De nombreuses photos de ce blog émanent de l'album photos de mon arrière-grand-père, Fernand Le Bailly. Mais qui est cet homme et comment s'est-il retrouvé dans les rangs du 36e ? Né le 5 septembre 1880, dans le petit bourg du Calvados de Saint-Pierre-sur-Dives, Fernand le Bailly est issu d'une famille normande qui compte une fille (Louise) et cinq garçons (Raymond, Henri, Maurice, René et Fernand). Comptable de profession, il fonde au début du siècle avec son frère René, au Canada, une affaire The European Company - sous forme de société de famille par actions - spécialisée dans l’importation de pierres précieuses et imitation, en provenance d’Idar-Oberstein, en Allemagne. Après quelques atermoiements, l’entreprise est florissante. Son commerce s’étend même progressivement vers l’ouest des Etats-Unis, notamment grâce aux Chinois qui raffolent des opales. Heureux en affaires, Fernand Le Bailly l'est également en famille : en 1903, il épouse Simone Lavigne, avec laquelle il a deux enfants : Suzanne et Jean.
Mais la guerre éclate…
A la publication du décret de mobilisation, le 1er août 1914, chaque garçon de la famille est appelé sous les drapeaux, à l'exception de René, à moitié aveugle d’un œil. Quant à Fernand, en voyage d'affaires à Vancouver, il est obligé de repousser son appel, le temps pour lui de rallier la France. Il traverse les Etats-Unis et l’Atlantique le voyage dure vingt-sept jours et rejoint son régiment d'affectation, le 129e régiment d’infanterie à la caserne Kléber, au Havre. L'arrivée en France est funèbre. A la sortie du bateau, Fernand apprend que Raymond a été tué quelques jours plus tôt à Charleroi, en Belgique, et que les armées allemandes menacent d'envelopper les armées françaises. Le 3 septembre 1914, son contingent, fort de 600 hommes, « 'moelleusement' installé dans un train de marchandise »*, est acheminé jusqu'à Nogent-sur-Marne. En route, il lie plus amplement connaissance avec deux Normands : le sergent Gruchy et Apère. A pied, il sont envoyés en Seine-et-Marne, où ils rattrapent les restes du 36e régiment d'infanterie, exsangue après les premières batailles d'août 1914. Nous sommes alors le 4 septembre 1914. Dans quelques heures, les trois coups de la bataille de la Marne vont résonner...
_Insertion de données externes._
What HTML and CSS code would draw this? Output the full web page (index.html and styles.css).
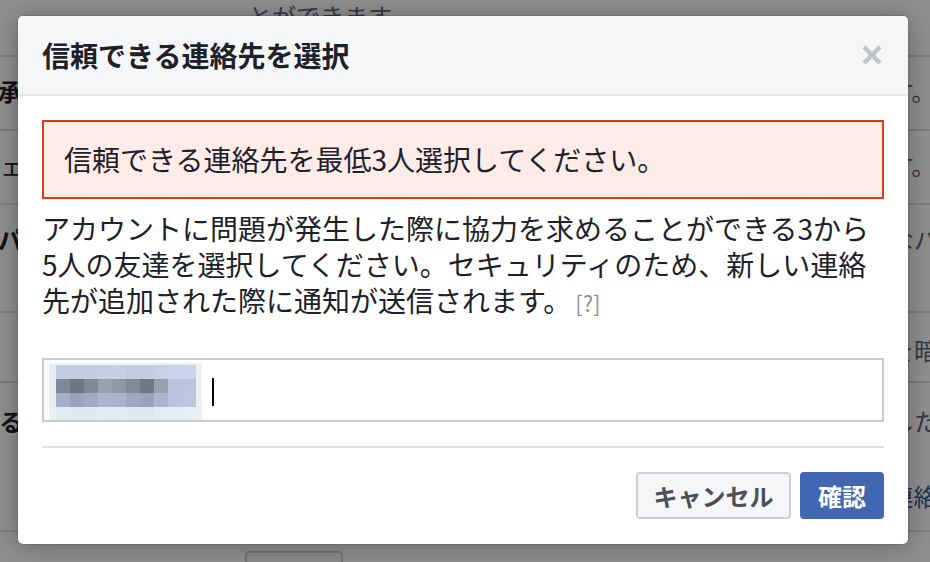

* Cette citation est extraite du "carnet de guerre", écrit par Fernand Le Bailly dans les tranchées du bois de Beaumarais, en décembre 1915, et qui porte sur la bataille de la Marne et les combats sous le fort de Brimont.

2 nov. 2007

La "guerre totale" en toile de fond

Il serait difficile de tourner la page du mois de septembre 1914 pour le 36e sans mentionner le bombardement de la ville et de la cathédrale de Reims. Jusqu'en décembre 1914, date à laquelle le régiment part pour les bois de Beaumarais, la destruction de l'agglomération par les Allemands a fait partie du "paysage" des hommes du 36, qui étaient stationnés à 5 km du centre-ville, entre la Neuvillette et Saint-Thierry.
Le marmitage démarre dès le 4 septembre, alors même que la bataille de la Marne n'est pas commencée (le 36e est alors à 45 km au sud de Reims, près de Fromentières). Pour cette seule journée, on compte plus de 49 tués et 130 blessés civils, et la grande galerie de peinture du musée est ravagée. Puis, pendant une semaine - la "semaine allemande" - Reims est occupée par les troupes du Kronprinz, et épargnée. Le 12 septembre, talonnées par les Français, les Allemands évacuent la ville tout en la maintenant sous le feu des forts de Brimont, du fort de Fresne, du fort de Witry-lès-Reims, de la vigie de Berru et du fort de Nogent-l'Abesse. Le 14 septembre, la canonnade reprend, parfois à coups d'obus incendiaires. Le 36e est alors bien occupé dans l'attaque de la Verrerie et du château de Brimont (à suivre bientôt) pour s'en émouvoir...
Dans le centre ville toutefois, les incendies ne tardent pas à apparaître. Les abords de la cathédrale sont particulièrement pilonnés. Le samedi 19 septembre, un obus enflamme les échafaudages qui encerclent la tour nord-ouest de l'édifice en réparation depuis 1913. En quelques heures, le feu gagne toute la "forêt", et se communique au toit. En fondant, le plomb embrase à son tour la paille qui a été disposée dans la nef, où a été regroupée une centaine de blessés allemands... Au soir, le brasier dégage d'énormes tourbillons de fumée jaune qui se voient à des kilomètres. Partout, des foyers nouveaux s'allument et des pâtés de maisons se consument. Le lendemain, le bombardement continue avec la même violence.
Ce "spectacle" de guerre totale, les soldats le contemplent du fond de leur tranchée. Pourtant, la destruction de la cathédrale est à peine mentionnée dans les témoignages, sinon d'écrivains ou d'intellectuels. Dans les lettres, on trouve tout au plus quelques allusions. Il ne faut pas en conclure pour autant à une forme d'indifférence. Lors de ces journées, les soldats s'enterrent et se protègent tant bien que mal du feu de l'ennemi. En témoigne le Journal de marche et d'opérations du 36e. Du 19 au 24 septembre, celui-ci mentionne laconiquement que le régiment adopte "une formation diluée pendant le jour pour échapper au feu de l'artillerie ennemie qui bombarde Saint-Thierry, Merfy et ses environs." Les jours suivants, le 36e relève le 39e. Et la 11e compagnie est chargée d'aller déblayer la route nationale où les Allemands se sont établis. Pendant ce temps, le bombardement de Reims continue... Au 1er novembre, le nombre des habitants tués par les obus est déjà de 282.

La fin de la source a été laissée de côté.